_Data supplied_:
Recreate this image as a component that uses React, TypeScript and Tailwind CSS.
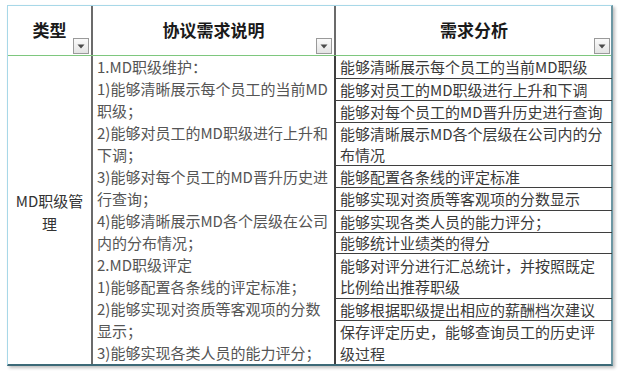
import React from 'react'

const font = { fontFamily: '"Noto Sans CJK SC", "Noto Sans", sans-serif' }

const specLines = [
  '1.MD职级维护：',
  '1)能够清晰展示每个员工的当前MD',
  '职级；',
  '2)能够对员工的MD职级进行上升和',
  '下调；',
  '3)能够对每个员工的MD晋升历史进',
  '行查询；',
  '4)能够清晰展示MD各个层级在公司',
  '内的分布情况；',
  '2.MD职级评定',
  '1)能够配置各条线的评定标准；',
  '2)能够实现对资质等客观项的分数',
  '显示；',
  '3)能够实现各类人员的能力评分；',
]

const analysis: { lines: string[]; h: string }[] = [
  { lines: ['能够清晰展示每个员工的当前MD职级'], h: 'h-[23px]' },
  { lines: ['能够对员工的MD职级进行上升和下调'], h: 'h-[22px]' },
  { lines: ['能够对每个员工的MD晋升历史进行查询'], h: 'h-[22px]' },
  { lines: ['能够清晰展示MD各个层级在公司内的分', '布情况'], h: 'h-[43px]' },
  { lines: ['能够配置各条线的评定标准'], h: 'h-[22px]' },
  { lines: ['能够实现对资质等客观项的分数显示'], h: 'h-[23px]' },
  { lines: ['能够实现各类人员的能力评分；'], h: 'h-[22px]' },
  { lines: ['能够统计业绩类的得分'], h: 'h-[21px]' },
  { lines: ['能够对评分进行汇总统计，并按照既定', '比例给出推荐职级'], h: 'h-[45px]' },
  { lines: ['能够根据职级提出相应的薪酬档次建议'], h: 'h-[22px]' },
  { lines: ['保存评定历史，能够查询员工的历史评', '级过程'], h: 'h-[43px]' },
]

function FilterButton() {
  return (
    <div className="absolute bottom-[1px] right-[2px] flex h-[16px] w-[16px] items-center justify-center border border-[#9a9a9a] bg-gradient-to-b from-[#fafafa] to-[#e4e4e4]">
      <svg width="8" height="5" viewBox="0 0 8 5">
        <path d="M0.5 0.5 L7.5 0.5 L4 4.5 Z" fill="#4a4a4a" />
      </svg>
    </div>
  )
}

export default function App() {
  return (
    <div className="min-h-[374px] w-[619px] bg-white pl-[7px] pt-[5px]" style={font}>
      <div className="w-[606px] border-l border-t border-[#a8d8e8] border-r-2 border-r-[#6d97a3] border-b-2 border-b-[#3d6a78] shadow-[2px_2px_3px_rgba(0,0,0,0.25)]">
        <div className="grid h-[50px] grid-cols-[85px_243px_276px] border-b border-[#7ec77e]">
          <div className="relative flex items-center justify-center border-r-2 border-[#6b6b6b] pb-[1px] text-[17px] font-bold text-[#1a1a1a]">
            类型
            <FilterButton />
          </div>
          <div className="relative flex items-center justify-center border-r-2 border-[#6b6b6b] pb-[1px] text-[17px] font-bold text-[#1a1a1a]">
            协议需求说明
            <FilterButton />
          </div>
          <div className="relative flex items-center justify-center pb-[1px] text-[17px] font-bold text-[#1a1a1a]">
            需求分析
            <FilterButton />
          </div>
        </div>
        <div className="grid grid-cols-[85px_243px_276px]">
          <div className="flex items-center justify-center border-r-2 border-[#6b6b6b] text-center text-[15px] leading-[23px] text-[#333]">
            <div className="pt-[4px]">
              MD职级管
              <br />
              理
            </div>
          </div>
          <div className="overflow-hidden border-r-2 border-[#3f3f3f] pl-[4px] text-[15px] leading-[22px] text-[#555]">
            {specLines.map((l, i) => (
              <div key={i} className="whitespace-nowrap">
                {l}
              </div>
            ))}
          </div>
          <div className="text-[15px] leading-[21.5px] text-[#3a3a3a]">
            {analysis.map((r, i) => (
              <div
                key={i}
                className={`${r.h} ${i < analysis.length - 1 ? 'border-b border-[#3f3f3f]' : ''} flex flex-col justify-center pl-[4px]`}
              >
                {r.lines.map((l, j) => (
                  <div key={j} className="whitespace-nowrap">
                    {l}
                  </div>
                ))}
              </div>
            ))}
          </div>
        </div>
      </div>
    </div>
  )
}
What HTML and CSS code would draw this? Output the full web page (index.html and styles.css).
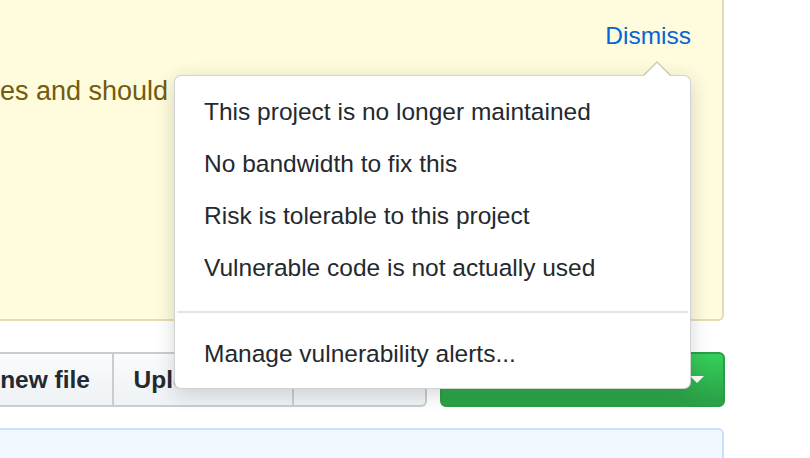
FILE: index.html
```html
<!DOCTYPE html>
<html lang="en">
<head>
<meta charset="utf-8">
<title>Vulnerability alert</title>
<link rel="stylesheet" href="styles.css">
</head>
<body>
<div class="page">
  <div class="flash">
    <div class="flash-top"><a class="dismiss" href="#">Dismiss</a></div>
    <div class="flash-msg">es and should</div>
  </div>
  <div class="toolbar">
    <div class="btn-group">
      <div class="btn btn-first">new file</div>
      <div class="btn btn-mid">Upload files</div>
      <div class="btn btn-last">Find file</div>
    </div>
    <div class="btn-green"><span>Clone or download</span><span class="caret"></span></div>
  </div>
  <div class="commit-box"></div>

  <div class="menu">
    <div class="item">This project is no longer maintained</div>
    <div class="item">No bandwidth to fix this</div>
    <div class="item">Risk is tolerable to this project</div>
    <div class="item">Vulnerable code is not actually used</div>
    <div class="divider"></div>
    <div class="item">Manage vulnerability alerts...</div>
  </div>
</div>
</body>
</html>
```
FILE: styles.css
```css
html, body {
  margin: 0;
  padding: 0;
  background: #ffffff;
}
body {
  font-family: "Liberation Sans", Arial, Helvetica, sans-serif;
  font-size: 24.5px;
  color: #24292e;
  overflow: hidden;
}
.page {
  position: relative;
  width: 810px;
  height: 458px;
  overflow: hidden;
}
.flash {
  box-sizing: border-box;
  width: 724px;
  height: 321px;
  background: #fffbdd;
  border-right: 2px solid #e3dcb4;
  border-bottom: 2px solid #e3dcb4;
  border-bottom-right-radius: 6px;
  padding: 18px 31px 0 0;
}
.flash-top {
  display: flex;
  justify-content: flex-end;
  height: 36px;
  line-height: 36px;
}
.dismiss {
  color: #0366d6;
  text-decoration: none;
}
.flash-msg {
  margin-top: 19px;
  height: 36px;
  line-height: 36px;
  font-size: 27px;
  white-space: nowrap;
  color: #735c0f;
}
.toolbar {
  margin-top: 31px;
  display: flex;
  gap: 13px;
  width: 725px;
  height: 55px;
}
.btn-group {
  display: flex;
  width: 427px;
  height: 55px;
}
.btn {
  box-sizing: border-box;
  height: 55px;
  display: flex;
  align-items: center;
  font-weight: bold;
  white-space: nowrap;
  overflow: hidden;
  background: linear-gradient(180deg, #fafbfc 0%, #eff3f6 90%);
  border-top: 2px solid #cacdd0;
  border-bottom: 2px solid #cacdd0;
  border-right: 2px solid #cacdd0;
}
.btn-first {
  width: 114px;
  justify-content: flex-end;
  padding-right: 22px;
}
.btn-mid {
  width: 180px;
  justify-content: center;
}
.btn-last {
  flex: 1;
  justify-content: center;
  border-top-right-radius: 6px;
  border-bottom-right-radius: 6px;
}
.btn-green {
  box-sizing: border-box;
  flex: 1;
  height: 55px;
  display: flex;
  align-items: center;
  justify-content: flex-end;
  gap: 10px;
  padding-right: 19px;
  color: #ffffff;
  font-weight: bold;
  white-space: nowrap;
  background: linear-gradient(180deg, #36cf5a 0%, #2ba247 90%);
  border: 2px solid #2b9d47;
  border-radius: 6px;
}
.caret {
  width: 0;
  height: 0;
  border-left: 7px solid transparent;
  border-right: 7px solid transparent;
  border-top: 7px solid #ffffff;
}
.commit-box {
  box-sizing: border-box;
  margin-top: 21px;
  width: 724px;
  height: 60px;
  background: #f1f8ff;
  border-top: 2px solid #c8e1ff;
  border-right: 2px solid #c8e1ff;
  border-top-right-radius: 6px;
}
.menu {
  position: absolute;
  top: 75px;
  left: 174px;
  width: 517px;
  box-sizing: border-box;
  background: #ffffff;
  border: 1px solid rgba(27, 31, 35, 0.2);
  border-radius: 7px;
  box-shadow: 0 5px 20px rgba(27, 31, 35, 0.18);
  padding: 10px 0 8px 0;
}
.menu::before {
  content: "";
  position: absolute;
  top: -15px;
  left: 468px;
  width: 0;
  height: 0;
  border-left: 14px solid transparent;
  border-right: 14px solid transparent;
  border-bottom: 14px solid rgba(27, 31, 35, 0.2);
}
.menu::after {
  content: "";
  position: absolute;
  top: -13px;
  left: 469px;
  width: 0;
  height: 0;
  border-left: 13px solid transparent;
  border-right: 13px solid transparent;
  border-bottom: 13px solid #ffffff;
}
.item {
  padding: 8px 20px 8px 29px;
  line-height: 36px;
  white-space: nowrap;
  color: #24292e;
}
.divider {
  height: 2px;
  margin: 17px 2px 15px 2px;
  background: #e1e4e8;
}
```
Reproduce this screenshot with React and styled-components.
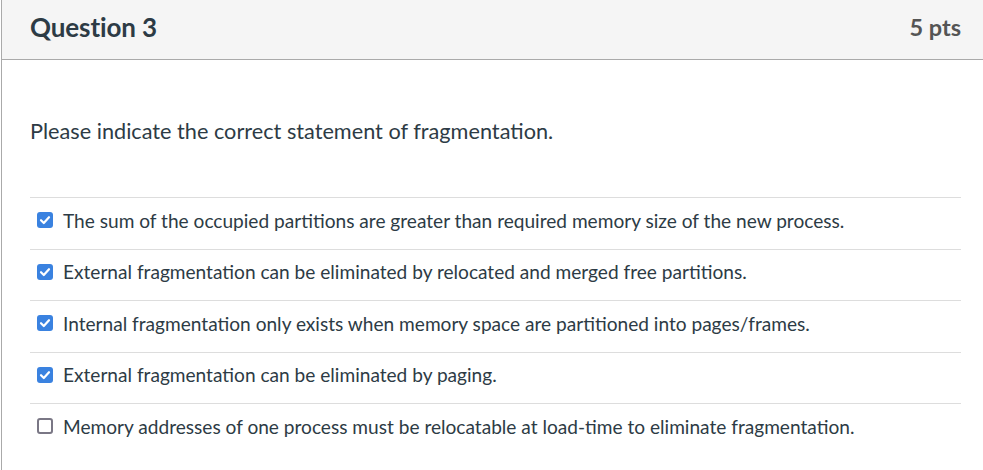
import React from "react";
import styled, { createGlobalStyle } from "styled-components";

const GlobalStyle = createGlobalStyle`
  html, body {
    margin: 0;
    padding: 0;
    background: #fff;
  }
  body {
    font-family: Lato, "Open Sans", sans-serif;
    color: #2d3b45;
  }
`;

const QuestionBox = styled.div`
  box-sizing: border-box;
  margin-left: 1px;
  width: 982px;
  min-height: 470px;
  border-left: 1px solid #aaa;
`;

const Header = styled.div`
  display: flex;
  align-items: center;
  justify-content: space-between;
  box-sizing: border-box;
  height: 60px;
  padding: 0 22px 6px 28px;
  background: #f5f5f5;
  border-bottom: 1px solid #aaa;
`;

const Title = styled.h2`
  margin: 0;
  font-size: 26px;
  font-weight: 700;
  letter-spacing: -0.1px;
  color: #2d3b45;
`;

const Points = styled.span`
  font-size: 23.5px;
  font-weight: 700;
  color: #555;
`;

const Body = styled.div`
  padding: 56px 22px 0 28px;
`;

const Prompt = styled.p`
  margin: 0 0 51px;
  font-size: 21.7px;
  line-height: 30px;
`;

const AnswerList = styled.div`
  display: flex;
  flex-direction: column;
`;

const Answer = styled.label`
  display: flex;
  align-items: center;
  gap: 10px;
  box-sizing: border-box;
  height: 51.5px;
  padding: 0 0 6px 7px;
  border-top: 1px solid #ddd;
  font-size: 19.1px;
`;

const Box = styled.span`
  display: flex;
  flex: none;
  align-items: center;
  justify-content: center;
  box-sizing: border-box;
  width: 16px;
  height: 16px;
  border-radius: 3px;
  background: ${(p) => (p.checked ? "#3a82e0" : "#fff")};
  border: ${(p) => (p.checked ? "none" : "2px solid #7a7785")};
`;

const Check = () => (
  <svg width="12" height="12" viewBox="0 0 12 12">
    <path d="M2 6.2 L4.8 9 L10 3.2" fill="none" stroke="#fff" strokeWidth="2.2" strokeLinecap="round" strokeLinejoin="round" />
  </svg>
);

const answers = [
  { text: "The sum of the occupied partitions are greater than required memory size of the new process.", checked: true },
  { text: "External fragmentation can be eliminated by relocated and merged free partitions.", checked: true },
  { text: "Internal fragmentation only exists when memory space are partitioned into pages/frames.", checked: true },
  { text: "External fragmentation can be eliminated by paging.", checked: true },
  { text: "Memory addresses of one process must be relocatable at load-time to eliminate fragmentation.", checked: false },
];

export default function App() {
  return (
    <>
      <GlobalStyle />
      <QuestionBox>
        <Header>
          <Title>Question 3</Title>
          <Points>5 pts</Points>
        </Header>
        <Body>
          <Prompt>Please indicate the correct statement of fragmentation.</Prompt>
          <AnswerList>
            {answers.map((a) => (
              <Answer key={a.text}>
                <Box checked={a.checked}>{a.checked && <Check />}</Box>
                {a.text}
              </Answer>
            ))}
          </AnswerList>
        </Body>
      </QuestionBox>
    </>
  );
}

_What the task asks_:
Reproduce each line of the material containing the word "components".

_Finished task_:
Reproduce this screenshot with React and styled-components.
import styled, { createGlobalStyle } from "styled-components";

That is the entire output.